## [What you will do]
Extract everything from the first line through the line with "BsChevronRight, BsCheck2, BsSearch", both ends included, except for any pictures.
======== Data segment ========
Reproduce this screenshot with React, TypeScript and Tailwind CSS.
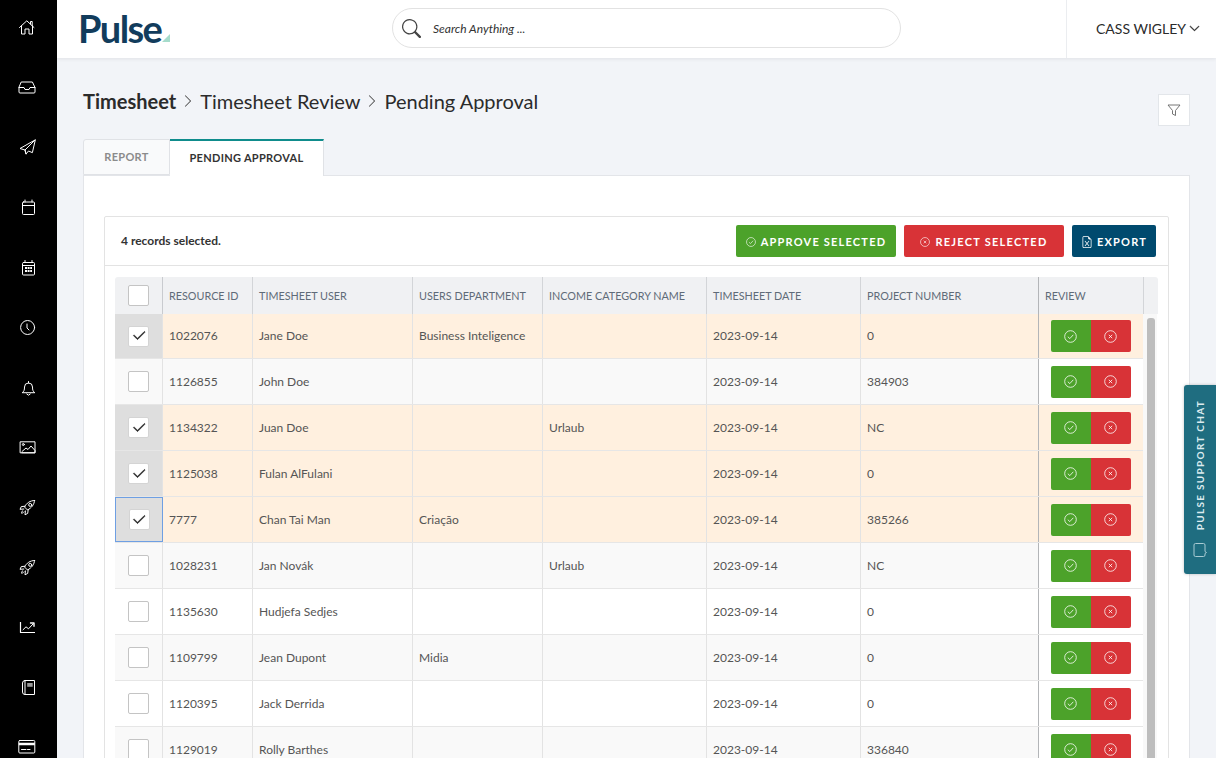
import React from "react";
import { BsFileEarmarkExcel, BsChevronDown, BsChevronRight, BsCheck2, BsSearch } from "react-icons/bs";

const rows = [
  { id: "1022076", user: "Jane Doe", dept: "Business Inteligence", cat: "", proj: "0", sel: true, bg: "", h: "h-[45px]" },
  { id: "1126855", user: "John Doe", dept: "", cat: "", proj: "384903", sel: false, bg: "bg-[#f9f9f9]", h: "h-[46px]" },
  { id: "1134322", user: "Juan Doe", dept: "", cat: "Urlaub", proj: "NC", sel: true, bg: "", h: "h-[46px]" },
  { id: "1125038", user: "Fulan AlFulani", dept: "", cat: "", proj: "0", sel: true, bg: "", h: "h-[46px]" },
  { id: "7777", user: "Chan Tai Man", dept: "Criação", cat: "", proj: "385266", sel: true, bg: "", focus: true, h: "h-[46px]" },
  { id: "1028231", user: "Jan Novák", dept: "", cat: "Urlaub", proj: "NC", sel: false, bg: "bg-[#f9f9f9]", h: "h-[46px]" },
  { id: "1135630", user: "Hudjefa Sedjes", dept: "", cat: "", proj: "0", sel: false, bg: "bg-white", h: "h-[46px]" },
  { id: "1109799", user: "Jean Dupont", dept: "Midia", cat: "", proj: "0", sel: false, bg: "bg-[#f9f9f9]", h: "h-[46px]" },
  { id: "1120395", user: "Jack Derrida", dept: "", cat: "", proj: "0", sel: false, bg: "bg-white", h: "h-[46px]" },
  { id: "1129019", user: "Rolly Barthes", dept: "", cat: "", proj: "336840", sel: false, bg: "bg-[#f9f9f9]", h: "h-[46px]" },
];

const Nav = ({ children }: { children: React.ReactNode }) => (
  <svg width="20" height="20" viewBox="0 0 20 20" fill="none" stroke="white" strokeWidth="1" strokeLinejoin="round" strokeLinecap="round">{children}</svg>
);

const rocket = (
  <>
    <path d="M17.5 3.5C13 3.6 9.6 6 7.5 10l3 3c4-2.1 6.9-5.5 7-9.5z" />
    <path d="M8 9.2l-3.7.4L3 12.3l3.8-.3M11.2 12.6l-.5 3.8L8 17.8l.4-3.9" />
    <circle cx="13.2" cy="7.9" r="1.5" />
    <path d="M5.8 13.6c-1 .8-1.3 1.8-1.3 2.6.9 0 1.8-.4 2.5-1.3" />
  </>
);

const navIcons: React.ReactNode[] = [
  <><path d="M2.5 10.5L9.8 3.8l7.2 6.7M13.5 7V4.5h1.7v4" /><path d="M4.5 9v8H8v-5h4v5h3.5V9" /></>,
  <><path d="M4.6 5h10.8L18 10.5V15a1 1 0 0 1-1 1H3a1 1 0 0 1-1-1v-4.500z" /><path d="M2 10.500h5l1 2h4l1-2h5" /></>,
  <><path d="M18 3L3 11.500l5 1.500 1 4 2.500-3 3.500 1.500z" /><path d="M18 3L8 13l1 4" /></>,
  <><rect x="5.500" y="5" width="12" height="12.500" rx="1" /><path d="M5.500 8.500h12M8 3v2M15 3v2" /></>,
  <><rect x="5.500" y="5.500" width="12" height="12.500" rx="1" /><path d="M5.500 8.500h12M8 3.500v2M15 3.500v2" /><path d="M8 11h7M8 14h7" strokeWidth="2" strokeDasharray="2 .6" strokeLinecap="butt" /></>,
  <><circle cx="10.600" cy="10.500" r="7" /><path d="M10 7v4l2 2" /></>,
  <><path d="M5.500 15.500c1.500-1 2-2.500 2-5.500a4 4 0 0 1 8 0c0 3 .5 4.500 2 5.500z" /><path d="M11.500 6V4.500M9.800 17l1.700 1.200 1.700-1.200" /></>,
  <><rect x="3.500" y="4.800" width="14.500" height="11" /><circle cx="6.300" cy="7.500" r="1" /><path d="M5 14.500l4-3.500 2 1.500 3-3.500 4 4.500V15.800H5" /></>,
  rocket,
  rocket,
  <><path d="M3.500 5v10.500H18" strokeWidth="1.200" strokeLinecap="butt" /><path d="M6 12.800l3-3 2.500 2 4.500-4.800" /><path d="M13.500 6H17v3.300" strokeWidth="1.400" /></>,
  <><path d="M8 3.500h9.500v14H8A2.500 2.500 0 0 1 5.500 15V6A2.500 2.500 0 0 1 8 3.500z" /><path d="M8 3.500v14" /><rect x="10.200" y="6" width="5.500" height="3.800" fill="#999" stroke="none" /></>,
  <><rect x="1.800" y="3.500" width="16" height="12.500" rx="1" /><path d="M1.800 7h16" strokeWidth="2.500" strokeLinecap="butt" /><path d="M4.500 12.500H9M10.500 12.500H13" /></>,
];

const CheckC = ({ s = 13 }: { s?: number }) => (
  <svg width={s} height={s} viewBox="0 0 13 13" fill="none" stroke="currentColor" strokeWidth="0.8"><circle cx="6.500" cy="6.500" r="5.800" /><path d="M3.800 6.700l2 1.900 3.500-3.800" /></svg>
);
const CrossC = ({ s = 13 }: { s?: number }) => (
  <svg width={s} height={s} viewBox="0 0 13 13" fill="none" stroke="currentColor" strokeWidth="0.8"><circle cx="6.500" cy="6.500" r="5.800" /><path d="M4.800 4.800l3.400 3.400M8.200 4.800l-3.400 3.400" /></svg>
);

const headers = ["RESOURCE ID", "TIMESHEET USER", "USERS DEPARTMENT", "INCOME CATEGORY NAME", "TIMESHEET DATE", "PROJECT NUMBER"];
const colW = ["w-[90px]", "w-[160px]", "w-[130px]", "w-[164px]", "w-[154px]", "w-[178px]"];

function Box({ checked }: { checked: boolean }) {
  return (
    <div className={`w-[21px] h-[21px] bg-white rounded-[2px] border flex items-center justify-center ${checked ? "border-[#d4d4d4]" : "border-[#c4c4c4]"}`}>
      {checked && <BsCheck2 className="text-[16px] text-[#222] [stroke-width:0.6] stroke-[#222]" />}
    </div>
  );
}

function Cell({ w, children, strong }: { w: string; children?: React.ReactNode; strong?: boolean }) {
  return (
    <div className={`${w} shrink-0 h-full flex items-center pl-[6px] text-[12px] text-[#555] border-r ${strong ? "border-[#b3b5b8]" : "border-[#e3e3e3]"}`}>
      {children}
    </div>
  );
}

export default function App() {
  return (
    <div className="w-[1216px] h-[758px] overflow-hidden flex bg-[#f2f4f8] font-['Lato','Liberation_Sans',sans-serif] relative">
      <aside className="w-[57px] shrink-0 bg-black flex flex-col items-center gap-[6px] pr-[3px]">
        {navIcons.map((n, i) => (
          <div key={i} className="h-[54px] shrink-0 flex items-center justify-center">
            <Nav>{n}</Nav>
          </div>
        ))}
      </aside>
      <div className="flex-1 min-w-0 flex flex-col">
        <header className="h-[58px] shrink-0 bg-white shadow-[0_1px_4px_rgba(0,0,0,0.08)] flex items-center relative z-10 pb-[2px]">
          <div className="w-[335px] shrink-0 pl-[21px] flex items-end h-[28px]">
            <span className="text-[38px] leading-[28px] h-[28px] font-bold text-[#123c5c] tracking-[-1.6px]">Pulse</span>
            <svg width="8" height="8" viewBox="0 0 8 8" className="ml-[1px] shrink-0"><polygon points="8,0 8,8 0,8" fill="#a6dccb" /></svg>
          </div>
          <div className="w-[509px] h-[40px] shrink-0 rounded-full border border-[#e2e2e2] flex items-center pl-[9px] gap-[12px]">
            <BsSearch className="text-[19px] text-[#444]" />
            <span className="text-[12px] italic text-[#333] pt-[2px]">Search Anything ...</span>
          </div>
          <div className="ml-[165px] h-[58px] -mb-[2px] border-l border-[#ebedf0] flex-1 flex items-center pl-[29px] pb-[2px] gap-[3px]">
            <span className="text-[14px] text-[#2b2b2b]">CASS WIGLEY</span>
            <BsChevronDown className="text-[11px] text-[#2b2b2b] [stroke-width:0.8] stroke-[#2b2b2b]" />
          </div>
        </header>
        <main className="flex-1 min-h-0 px-[26px] overflow-hidden">
          <div className="flex items-center h-[32px] mt-[27px]">
            <h1 className="text-[20px] font-bold text-[#2b2b2b]">Timesheet</h1>
            <BsChevronRight className="text-[14px] text-[#444] mx-[5px]" />
            <span className="text-[20px] text-[#2b2b2b]">Timesheet Review</span>
            <BsChevronRight className="text-[14px] text-[#444] mx-[5px]" />
            <span className="text-[20px] text-[#2b2b2b]">Pending Approval</span>
            <div className="ml-auto w-[32px] h-[32px] mt-[18px] bg-white border border-[#e3e6ea] flex items-center justify-center">
              <svg width="14" height="14" viewBox="0 0 14 14" fill="none" stroke="#666" strokeWidth="0.9" strokeLinejoin="round"><path d="M1 2h12L8.500 7.500v5l-3-1.500V7.500z" /></svg>
            </div>
          </div>
          <div className="flex mt-[22px] h-[37px] relative z-[1]">
            <div className="w-[87px] h-[36px] bg-[#f9fafb] border border-[#e0e2e6] rounded-tl-[3px] flex items-center justify-center text-[11px] font-bold tracking-[0.3px] text-[#8b8b8b]">REPORT</div>
            <div className="w-[154px] h-[37px] bg-white border-t-2 border-t-[#0f8c8c] border-r border-r-[#e0e2e6] flex items-center justify-center text-[11px] font-bold tracking-[0.3px] text-[#333]">PENDING APPROVAL</div>
          </div>
          <section className="-mt-px h-[600px] bg-white border border-[#e3e5e9] pt-[40px] px-[20px]">
            <div className="h-[560px] border border-[#e3e3e3] rounded-[2px]">
              <div className="h-[49px] border-b border-[#e3e3e3] flex items-center pl-[16px] pr-[12px] gap-[8px]">
                <span className="text-[12px] font-bold text-[#333] mr-auto">4 records selected.</span>
                <button className="w-[160px] h-[32px] pt-[2px] bg-[#4ca22a] rounded-[2px] text-white text-[11px] font-bold tracking-[1.2px] flex items-center justify-center gap-[5px]"><CheckC s={10} />APPROVE SELECTED</button>
                <button className="w-[160px] h-[32px] pt-[2px] bg-[#d83337] rounded-[2px] text-white text-[11px] font-bold tracking-[1.25px] flex items-center justify-center gap-[5px]"><CrossC s={10} />REJECT SELECTED</button>
                <button className="w-[84px] h-[32px] pt-[2px] bg-[#004a6e] rounded-[2px] text-white text-[11px] font-bold tracking-[1.2px] flex items-center justify-center gap-[4px]"><BsFileEarmarkExcel className="text-[12px]" />EXPORT</button>
              </div>
              <div className="mx-[10px] mt-[11px]">
                <div className="h-[37px] bg-[#f0f1f3] rounded-t-[3px] flex items-center text-[10.8px] text-[#5f6b78]">
                  <div className="w-[48px] h-full shrink-0 border-r border-[#c9cbcf] flex items-center justify-center"><Box checked={false} /></div>
                  {headers.map((h, i) => (
                    <div key={h} className={`${colW[i]} h-full shrink-0 flex items-center pl-[6px] pt-[2px] border-r ${i === 5 ? "border-[#b3b5b8]" : "border-[#d3d5d8]"}`}>{h}</div>
                  ))}
                  <div className="w-[105px] h-full shrink-0 flex items-center pl-[6px] pt-[2px] border-r border-[#d3d5d8]">REVIEW</div>
                </div>
                <div className="flex">
                  <div className="w-[1028px] shrink-0">
                    {rows.map((r) => (
                      <div key={r.id} className={`${r.h} flex border-b border-[#e6e6e6] ${r.sel ? "bg-[#fff0df]" : r.bg}`}>
                        <div className={`w-[48px] shrink-0 h-full flex items-center justify-center ${r.sel ? "bg-[#dedede]" : ""} ${r.focus ? "border border-[#6e9fe3]" : "border-r border-r-[#e3e3e3]"}`}>
                          <Box checked={r.sel} />
                        </div>
                        <Cell w={colW[0]}>{r.id}</Cell>
                        <Cell w={colW[1]}>{r.user}</Cell>
                        <Cell w={colW[2]}>{r.dept}</Cell>
                        <Cell w={colW[3]}>{r.cat}</Cell>
                        <Cell w={colW[4]}>2023-09-14</Cell>
                        <Cell w={colW[5]} strong>{r.proj}</Cell>
                        <div className={`flex-1 h-full flex items-center justify-center ${r.sel ? "" : "bg-white"}`}>
                          <div className="flex w-[80px] h-[32px] rounded-[2px] overflow-hidden text-white">
                            <div className="w-[40px] bg-[#4ca22a] flex items-center justify-center pr-[2px]"><CheckC /></div>
                            <div className="w-[40px] bg-[#d83337] flex items-center justify-center pr-[2px]"><CrossC /></div>
                          </div>
                        </div>
                      </div>
                    ))}
                  </div>
                  <div className="w-[14px] shrink-0 bg-[#f8f8f8] pl-[4px] pt-[4px]">
                    <div className="w-[8px] h-[460px] bg-[#bdbdbd] rounded-t-[3px]" />
                  </div>
                </div>
              </div>
            </div>
          </section>
        </main>
      </div>
      <div className="absolute left-[1184px] top-[385px] w-[32px] h-[189px] bg-[#1f6d80] rounded-l-[3px] flex flex-col items-center justify-end pb-[16px] gap-[12px] shadow-[0_0_3px_rgba(0,0,0,0.25)]">
        <span className="[writing-mode:vertical-rl] rotate-180 text-[10px] font-bold tracking-[1.3px] text-[#dcebef]">PULSE SUPPORT CHAT</span>
        <svg width="16" height="16" viewBox="0 0 16 16" fill="none" stroke="#a9cbd3" strokeWidth="1"><path d="M3.500 1.500h8a1.500 1.500 0 0 1 1.500 1.500v6.500l1.500 1-1.500 1v1.500a1.500 1.500 0 0 1-1.500 1.500h-8A1.500 1.500 0 0 1 2 13V3a1.500 1.500 0 0 1 1.500-1.500z" /></svg>
      </div>
    </div>
  );
}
========
## [Solution]
Reproduce this screenshot with React, TypeScript and Tailwind CSS.
import React from "react";
import { BsFileEarmarkExcel, BsChevronDown, BsChevronRight, BsCheck2, BsSearch } from "react-icons/bs";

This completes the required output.